MENSURATION FORMULAE.

Area of a parallelogram = base × height.

Area of rhombus = ½ product of the diagonals.

Area of a triangle = ½ base × perpendicular height.

Area of equilateral triangle = square of side × 0·433.

Area of trapezium = ½ sum of two parallel sides × height.

Area of any right-lined figure of four or more unequal sides is found by dividing it into triangles, finding area of each and adding together.

Area of regular polygon = (1) length of one side × number of sides × radius of inscribed circle; or (2) the sum of the triangular areas into which the figures may be divided.

Circumference of a circle = diameter × 3·1416.

Circumference of circle circumscribing a square = side × 4·443.

Circumference of circle = side of equal square × 3·545.

Length of arc of circle = radius × degrees in arc × 0·01745.

Area of a circle = square of diameter × 0·7854.

Area of sector of a circle = length of arc × ½ radius.

Area of segment of a circle = area of sector − area of triangle.

Side of square of area equal to a circle = diameter × 0·8862.

Diameter of circle equal in area to square = side of square × 1·1284.
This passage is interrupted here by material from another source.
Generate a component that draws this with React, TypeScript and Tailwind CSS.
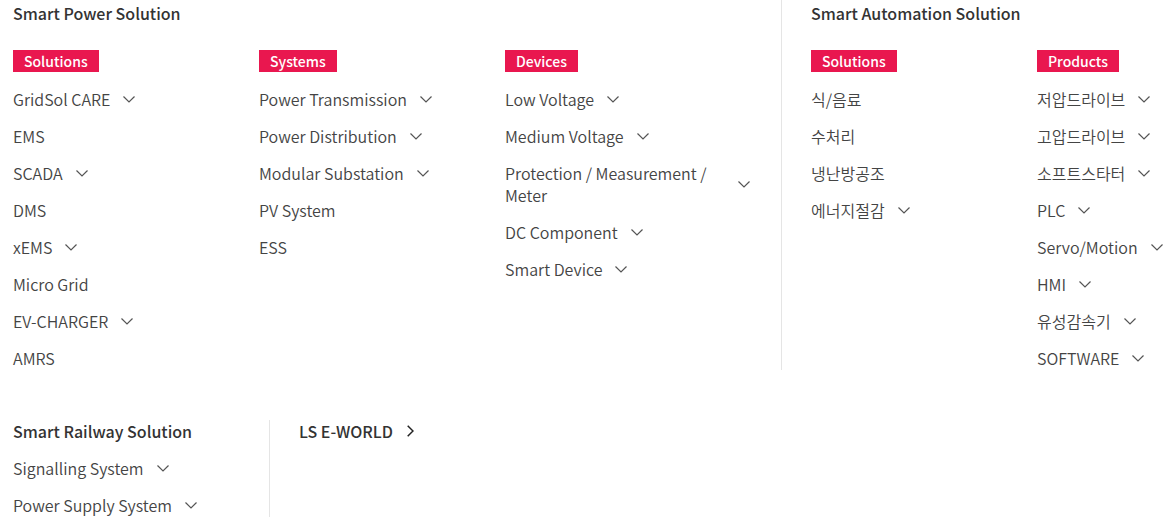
import type { ReactNode } from 'react'

type Item = { label: string; sub?: boolean }

const font = { fontFamily: '"Noto Sans CJK KR", "Noto Sans", sans-serif' }

const powerCols: { tag: string; items: Item[] }[] = [
  {
    tag: 'Solutions',
    items: [
      { label: 'GridSol CARE', sub: true },
      { label: 'EMS' },
      { label: 'SCADA', sub: true },
      { label: 'DMS' },
      { label: 'xEMS', sub: true },
      { label: 'Micro Grid' },
      { label: 'EV-CHARGER', sub: true },
      { label: 'AMRS' },
    ],
  },
  {
    tag: 'Systems',
    items: [
      { label: 'Power Transmission', sub: true },
      { label: 'Power Distribution', sub: true },
      { label: 'Modular Substation', sub: true },
      { label: 'PV System' },
      { label: 'ESS' },
    ],
  },
  {
    tag: 'Devices',
    items: [
      { label: 'Low Voltage', sub: true },
      { label: 'Medium Voltage', sub: true },
      { label: 'Protection / Measurement / Meter', sub: true },
      { label: 'DC Component', sub: true },
      { label: 'Smart Device', sub: true },
    ],
  },
]

const automationCols: { tag: string; items: Item[] }[] = [
  {
    tag: 'Solutions',
    items: [
      { label: '식/음료' },
      { label: '수처리' },
      { label: '냉난방공조' },
      { label: '에너지절감', sub: true },
    ],
  },
  {
    tag: 'Products',
    items: [
      { label: '저압드라이브', sub: true },
      { label: '고압드라이브', sub: true },
      { label: '소프트스타터', sub: true },
      { label: 'PLC', sub: true },
      { label: 'Servo/Motion', sub: true },
      { label: 'HMI', sub: true },
      { label: '유성감속기', sub: true },
      { label: 'SOFTWARE', sub: true },
    ],
  },
]

const railway: Item[] = [
  { label: 'Signalling System', sub: true },
  { label: 'Power Supply System', sub: true },
]

function ChevronDown() {
  return (
    <svg width="12" height="7" viewBox="0 0 12 7" className="shrink-0 ml-[13px]" fill="none">
      <polyline points="0.5,0.5 6,6 11.5,0.5" stroke="#555" strokeWidth="1.2" />
    </svg>
  )
}

function ChevronRight() {
  return (
    <svg width="7" height="12" viewBox="0 0 7 12" className="shrink-0 ml-[14px]" fill="none">
      <polyline points="0.7,0.7 6,6 0.7,11.3" stroke="#222" strokeWidth="1.5" />
    </svg>
  )
}

function MenuItem({ item }: { item: Item }) {
  return (
    <li className="flex items-center text-[16px] leading-[22px] font-[350] text-[#444]">
      <span>{item.label}</span>
      {item.sub && <ChevronDown />}
    </li>
  )
}

function Tag({ children }: { children: ReactNode }) {
  return (
    <span className="inline-block bg-[#e9174f] text-white text-[14px] leading-[22px] px-[11px] font-medium">
      {children}
    </span>
  )
}

function Column({ tag, items, width }: { tag: string; items: Item[]; width: string }) {
  return (
    <div className={width}>
      <Tag>{tag}</Tag>
      <ul className="mt-[16px] flex flex-col gap-[15px]">
        {items.map((it) => (
          <MenuItem key={it.label} item={it} />
        ))}
      </ul>
    </div>
  )
}

function Heading({ children }: { children: ReactNode }) {
  return <h3 className="text-[16px] leading-[22px] font-medium text-[#333]">{children}</h3>
}

export default function App() {
  return (
    <div className="bg-white w-[1169px] h-[532px] overflow-hidden" style={font}>
      <div className="flex">
        <div className="pl-[13px] pt-[2px] w-[781px]">
          <Heading>Smart Power Solution</Heading>
          <div className="flex mt-[24px]">
            {powerCols.map((c) => (
              <Column key={c.tag} tag={c.tag} items={c.items} width="w-[246px] pr-[1px]" />
            ))}
          </div>
        </div>
        <div className="border-l border-[#e5e5e5] pl-[29px] pt-[2px] flex-1 min-w-0 h-[370px]">
          <Heading>Smart Automation Solution</Heading>
          <div className="flex mt-[24px]">
            {automationCols.map((c) => (
              <Column key={c.tag} tag={c.tag} items={c.items} width="w-[226px] shrink-0" />
            ))}
          </div>
        </div>
      </div>

      <div className="flex mt-[50px]">
        <div className="pl-[13px] w-[269px]">
          <Heading>Smart Railway Solution</Heading>
          <ul className="mt-[15px] flex flex-col gap-[15px]">
            {railway.map((it) => (
              <MenuItem key={it.label} item={it} />
            ))}
          </ul>
        </div>
        <div className="border-l border-[#e5e5e5] pl-[29px] h-[97px]">
          <div className="flex items-center">
            <Heading>LS E-WORLD</Heading>
            <ChevronRight />
          </div>
        </div>
      </div>
    </div>
  )
}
Side of square inscribed in circle = diameter of circle × 0·707.

Diameter of circle circumscribing a square = side of square × 1·414.

Area of square = area of inscribed circle × 1·2732.

Area of circle circumscribing square = square of side × 1·5708.

Area of square = area of circumscribing circle × 0·6366.

Area of a parabola = base x ⅔ height.

Area of an ellipse = major axis × minor axis × 0·7854.

Surface of prism or cylinder = (area of two ends) + (length × perimeter).

Volume of prism or cylinder = area of base × height.

Surface of pyramid or cone = ½(slant height × perimeter of base) + area of base.

Volume of pyramid or cone = (⅓)(area of base × perpendicular height).

Surface of sphere = square of diameter × 3·1416.

Volume of sphere = cube of diameter × 0·5236.

Volume of hexagonal prism = square of side × 2·598 × height.

Volume of paraboloid = ½ volume of circumscribing cylinder.

Volume of ring (circular section) = mean diameter of ring × 2·47 × square of diameter of section.